The little cap on top of the valve stem we know as lash caps. These are currently being machined from EN24T rather than EN36 hardened.

Measuring valve guide bores reliably can be tricky enough, but parallelism is critical. One engine that we dealt with recently that nipped up when working hard was found to have plenty of valve guide clearance at the ends but the middle of the valve guide was tight - the bore was barrel shaped. I think also that adjusting valve guide bores can be a game for any number of players....reamers like to have a bit of work to do and taking an extra thou out with a used reamer, especially in the bronze like materials, may not work. Adjustable reamers don’t always behave either.

Ian

c wastell18/02/2023 09:18:50
44 forum posts

Thats very interesting, thanks. I didn't know I could make them myself, I have a little bit of EN24T in stock. I don't mind buying them but I do object to the Euro22 postage plus the delay at customs.
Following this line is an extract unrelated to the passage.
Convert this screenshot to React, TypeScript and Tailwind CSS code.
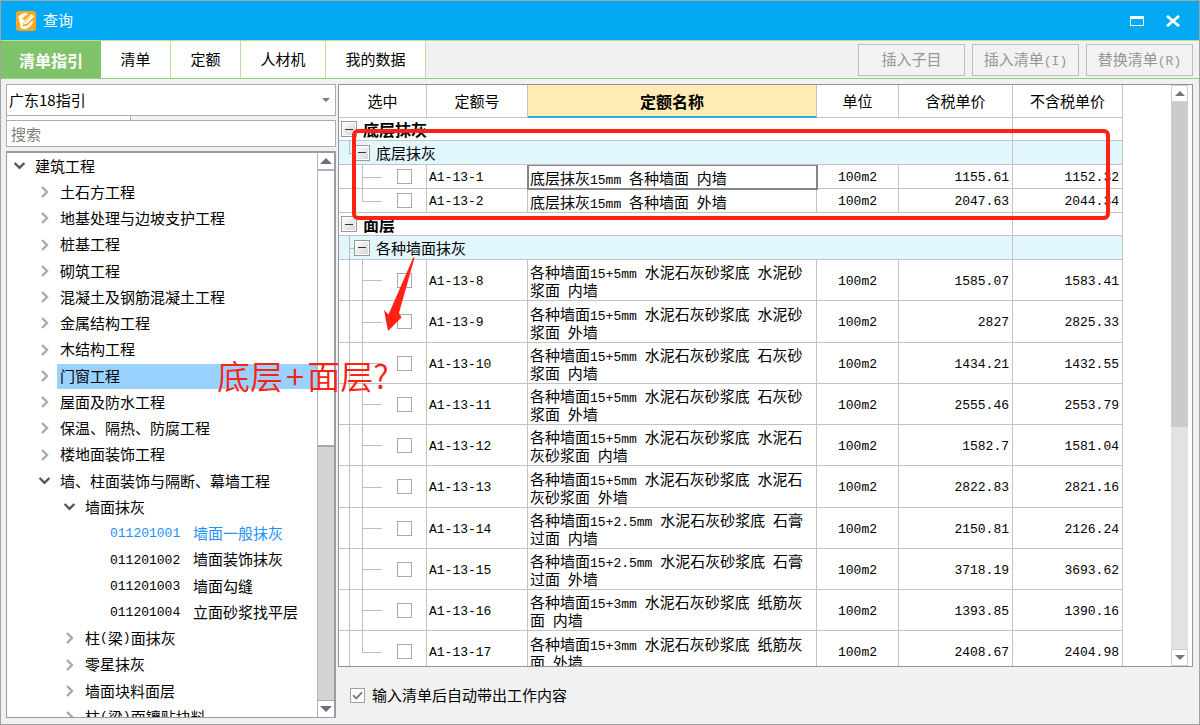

Dave Halford18/02/2023 10:55:05
2536 forum posts
24 photos
Posted by c wastell on 17/02/2023 21:09:20:

I'll see if some extra clearance solves it first. If it doesn't then yes, I'll have to shell out for a one off valve. Thing is, other people are buying these valves presumably and I've never heard of anyone having problems with them.

Thing is how many 'other people' actually ride the bikes to find out the shiney new valve is only that and not much of a valve at all. You may be the only one in a sea of trailer queens.

SillyOldDuffer18/02/2023 11:06:42
10668 forum posts
2415 photos

As has been pointed out, the original engine ran the valves in iron self-lubricating guides. I doubt these can simply be replaced with phosphor bronze on this type of open valve engine, because - as far as I know - PB needs some source of lubrication - oil or grease.

Maybe the repairer got it half-right. Believing a modern stainless valve is incompatible with cast-iron, which could well be true, they've fitted bronze guides, but not provided a way of lubricating them. Or possibly the type of Phosphor Bronze used to make the guide is a problem. The PB alloy used for bearings is softer than most Phosphor Bronzes, many of which are very hard. Does the bike run on leaded petrol? If not, unleaded will make the problem worse because it dissolves lubricants aggressively. Old engines don't have the technology to cope with unleaded fuel effectively!

Increasing clearance will reduce metal to metal contact, but the purpose of a guide is to guide, not to be a wobbly dust-cover with a big hole in it! I think if enough Bronze is left to function as a guide, then the valve stem will hit it, and either wear rapidly or seize due to lack of lubrication. Increased clearance might be "good enough" if the bike only does occasional low mileage at moderate RPM; don't expect to tour Europe on it though!

There's a historic echo in the question in that aero-engine developers during the 1930s really struggled with valves disintegrating, burning out, and the stems seizing or only lasting an hour or two. The issue was that the simple technologies that produced acceptable performance from a Moto Guzzi failed miserably in a high-performance aero engine. Engineers had to develop new technology, and modern engines are full of it. Not all developments since 1935 are straightforwardly back compatible with older kit, and its easy to lose sight of what's needed to keep the original working well.

Just how far technology has come is illustrated by the Ford Model T engine. In it's day, super reliable, truly a work of genius! But to modern eyes a 2.9 litre engine that only produces 20HP is a grossly inefficient gas guzzler, the performance is terrible, and the exhaust unacceptably filthy.